Receiving one type of HO command from the source gNB, wherein the type of HO command indicating to perform interruption-optimized HO;

Transferring to a tentative dual RRC, wherein one set of SRB is used for the RRC procedure and signaling towards the source cell and the other set of SRB is for the target cell; and

Transferring to single RRC and releasing the connection with the source gNB.
The method of claim 1, wherein the tentative dual RRC contains two sets of RRC configurations and controls two sets of RRC procedures, one is for the source cell and the other is for the target cell.
The method of claim 2, wherein the RRC configuration contains the lower-layer configuration, DRB configuration for at least one DRB and SRB configuration for at least one SRB.
The method of claim 3, wherein the SRB is SRB1.
The method of claim 2, further comprising UE keeps two RRC entities, one RRC entity for the source gNB and the other is established for the target gNB.
The method of claim 1, further comprising UE responds the RRC connection complete message to the target gNB, or to both the source gNB and the target gNB.

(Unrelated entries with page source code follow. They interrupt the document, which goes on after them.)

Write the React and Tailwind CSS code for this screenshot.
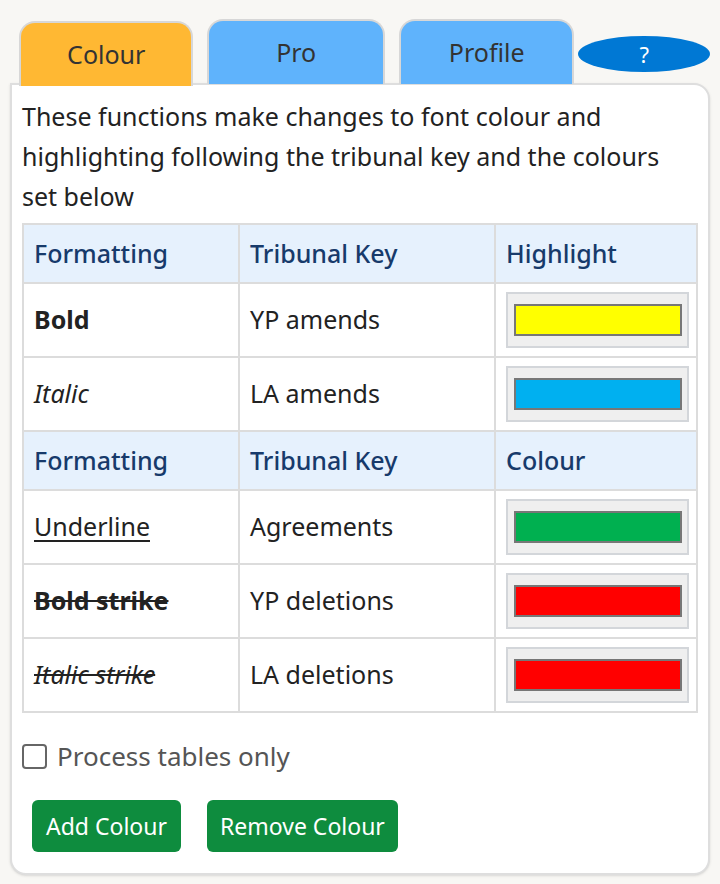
import React, { useState } from 'react';

const rowsTop = [
  { fmt: 'Bold', cls: 'font-bold', key: 'YP amends', color: 'bg-[#ffff00]' },
  { fmt: 'Italic', cls: 'italic', key: 'LA amends', color: 'bg-[#00b0f0]' },
];

const rowsBottom = [
  { fmt: 'Underline', cls: 'underline underline-offset-4', key: 'Agreements', color: 'bg-[#00b050]' },
  { fmt: 'Bold strike', cls: 'font-bold line-through', key: 'YP deletions', color: 'bg-[#ff0000]' },
  { fmt: 'Italic strike', cls: 'italic line-through', key: 'LA deletions', color: 'bg-[#ff0000]' },
];

const tabs = [
  { name: 'Colour', w: 'w-[175px]' },
  { name: 'Pro', w: 'w-[178px]' },
  { name: 'Profile', w: 'w-[176px]' },
];

function HeaderRow({ last }) {
  return (
    <tr className="bg-[#e6f1fd] text-[#173a6b] font-medium h-[59px]">
      <td className="border-2 border-[#dcdcdc] px-[10px]">Formatting</td>
      <td className="border-2 border-[#dcdcdc] px-[10px]">Tribunal Key</td>
      <td className="border-2 border-[#dcdcdc] px-[10px]">{last}</td>
    </tr>
  );
}

function Row({ row }) {
  return (
    <tr className="h-[74px]">
      <td className="border-2 border-[#dcdcdc] px-[10px]">
        <span className={row.cls}>{row.fmt}</span>
      </td>
      <td className="border-2 border-[#dcdcdc] px-[10px]">{row.key}</td>
      <td className="border-2 border-[#dcdcdc] px-[10px]">
        <button className="w-[183px] h-[56px] bg-[#efefef] border-2 border-[#d3d6da] flex items-center justify-center">
          <span className={`block w-[168px] h-[32px] border-2 border-[#777] ${row.color}`}></span>
        </button>
      </td>
    </tr>
  );
}

export default function App() {
  const [tab, setTab] = useState('Colour');
  const [tablesOnly, setTablesOnly] = useState(false);

  return (
    <div className="min-h-[884px] bg-[#f8f7f4] px-[10px] pt-[19px] text-[25px] text-[#222] font-['Noto_Sans','Open_Sans',sans-serif]">
      <div className="flex items-start h-[65px] pl-[9px] gap-[14px]">
        {tabs.map(t => (
          <button
            key={t.name}
            onClick={() => setTab(t.name)}
            className={`${t.w} h-[65px] rounded-t-[16px] border-2 border-[#d7d7d7] border-b-0 text-[#333] relative z-10 ${
              tab === t.name ? 'bg-[#ffb833] translate-y-[2px]' : 'bg-[#5fb3fc]'
            }`}
          >
            {t.name}
          </button>
        ))}
        <button className="-ml-[10px] mt-[17px] w-[132px] h-[36px] rounded-[50%] bg-[#0078d4] text-white text-[22px]">?</button>
      </div>
      <div className="bg-white border-2 border-[#dedede] rounded-[16px] rounded-tl-none shadow-sm px-[10px] pt-[11px] pb-[21px] -mt-[1px]">
        <p className="leading-[40px]">
          These functions make changes to font colour and highlighting following the tribunal key and the colours set below
        </p>
        <table className="w-full mt-[7px] border-collapse border-2 border-[#dcdcdc] table-fixed">
          <colgroup>
            <col className="w-[216px]" />
            <col className="w-[256px]" />
            <col />
          </colgroup>
          <tbody>
            <HeaderRow last="Highlight" />
            {rowsTop.map(r => <Row key={r.fmt} row={r} />)}
            <HeaderRow last="Colour" />
            {rowsBottom.map(r => <Row key={r.fmt} row={r} />)}
          </tbody>
        </table>
        <label className="flex items-center gap-[10px] mt-[24px] text-[#555] text-[26px]">
          <input
            type="checkbox"
            checked={tablesOnly}
            onChange={e => setTablesOnly(e.target.checked)}
            className="w-[25px] h-[25px] appearance-none border-2 border-[#666] rounded-[4px] bg-white"
          />
          Process tables only
        </label>
        <div className="flex gap-[26px] mt-[24px] ml-[10px]">
          <button className="h-[52px] px-[14px] rounded-[6px] bg-[#0e8c3e] text-white text-[23px]">Add Colour</button>
          <button className="h-[52px] px-[13px] rounded-[6px] bg-[#0e8c3e] text-white text-[23px]">Remove Colour</button>
        </div>
      </div>
    </div>
  );
}
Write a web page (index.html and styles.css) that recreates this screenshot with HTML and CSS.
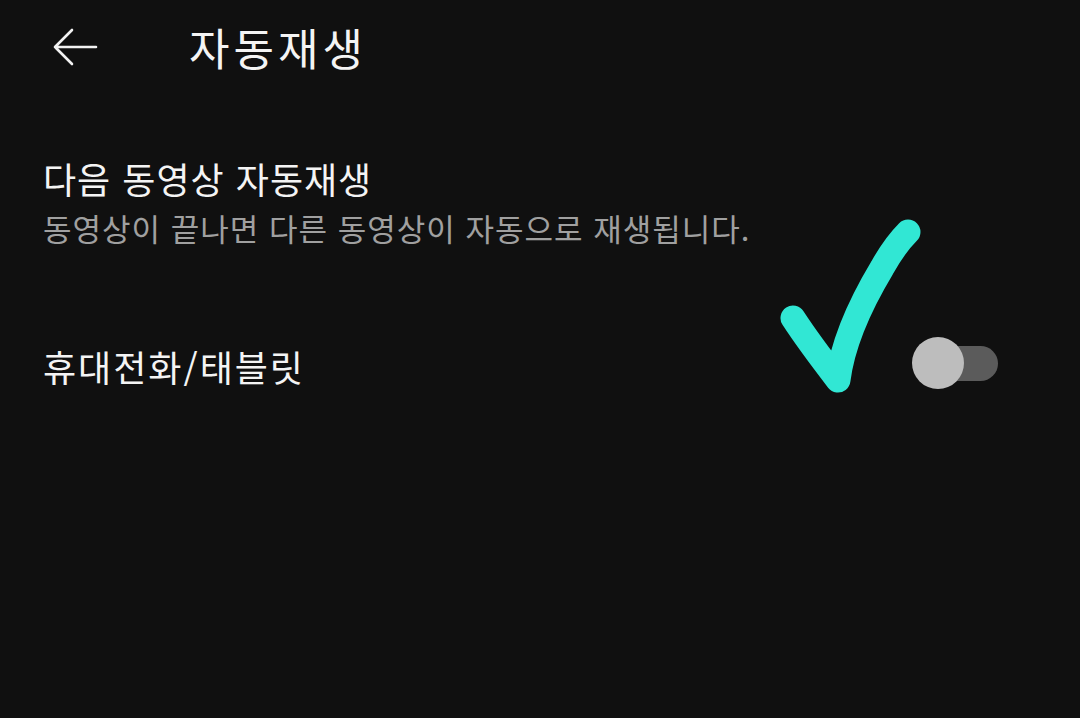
FILE: index.html
```html
<!DOCTYPE html>
<html lang="ko">
<head>
<meta charset="UTF-8" />
<meta name="viewport" content="width=device-width, initial-scale=1" />
<title>자동재생</title>
<link rel="stylesheet" href="styles.css">
</head>
<body>

<div class="screen">
    <div class="header">
        <svg class="back" width="48" height="40" viewBox="0 0 48 40">
            <path d="M45 20 H4 M21 3 L4 20 L21 37" fill="none" stroke="#f2f2f2" stroke-width="2.6" stroke-linecap="round" stroke-linejoin="round"/>
        </svg>
        <h1 class="title">자동재생</h1>
    </div>

    <div class="item">
        <div class="item-title">다음 동영상 자동재생</div>
        <div class="item-sub">동영상이 끝나면 다른 동영상이 자동으로 재생됩니다.</div>
    </div>

    <div class="item row">
        <div class="item-title">휴대전화/태블릿</div>
        <div class="switch"><span class="knob"></span></div>
    </div>

    <!-- hand drawn check mark over the list -->
    <svg class="check" width="200" height="220" viewBox="0 0 200 220">
        <path d="M27 120 C40 140 55 160 72 182 C76 150 92 110 116 70 C126 52 134 42 142 34" fill="none" stroke="#31e7d4" stroke-width="25" stroke-linecap="round" stroke-linejoin="round"/>
    </svg>
</div>

</body>
</html>
```

FILE: styles.css
```css
body {
    margin: 0;
    background: #101010;
    font-family: "Noto Sans CJK KR", "Noto Sans", sans-serif;
    color: #f4f4f4;
}
.screen {
    position: relative;
    width: 1080px;
    height: 718px;
    overflow: hidden;
}
.header {
    display: flex;
    align-items: center;
    gap: 90px;
    padding: 24px 0 0 51px;
    height: 46px;
}
.back {
    flex: none;
}
.title {
    margin: 0;
    font-size: 44px;
    font-weight: 400;
    letter-spacing: 4px;
    line-height: 46px;
}
.item {
    padding: 0 82px 0 43px;
}
.item:nth-of-type(2) {
    margin-top: 86px;
}
.item-title {
    font-size: 36px;
    line-height: 44px;
    letter-spacing: 1px;
}
.item-sub {
    margin-top: 9px;
    font-size: 31px;
    line-height: 38px;
    color: #a0a0a0;
    letter-spacing: 1px;
}
.row {
    display: flex;
    align-items: center;
    justify-content: space-between;
    margin-top: 90px;
}
.row .item-title {
    letter-spacing: 2px;
    padding-top: 6px;
}
.switch {
    position: relative;
    width: 86px;
    height: 52px;
}
.switch::before {
    content: "";
    position: absolute;
    left: 22px;
    right: 0;
    top: 9px;
    height: 35px;
    border-radius: 18px;
    background: #5b5b5b;
}
.knob {
    position: absolute;
    left: 0;
    top: 0;
    width: 52px;
    height: 52px;
    border-radius: 50%;
    background: #bdbdbd;
}
.check {
    position: absolute;
    left: 766px;
    top: 198px;
}
```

The method of claim 1, transferring to single RRC further comprising receiving RRC connection release message from the source gNB.
The method of claim 1, transferring to single RRC further comprising releasing RRC connection with the source gNB when DataInactiveTimer of the source gNB expires.
The method of claim 1, further comprising performing RLM on the source cell when UE is in dual RRC.
The method of claim 9, further comprising releasing RRC connection with the source cell when RLF occurs in the source cell.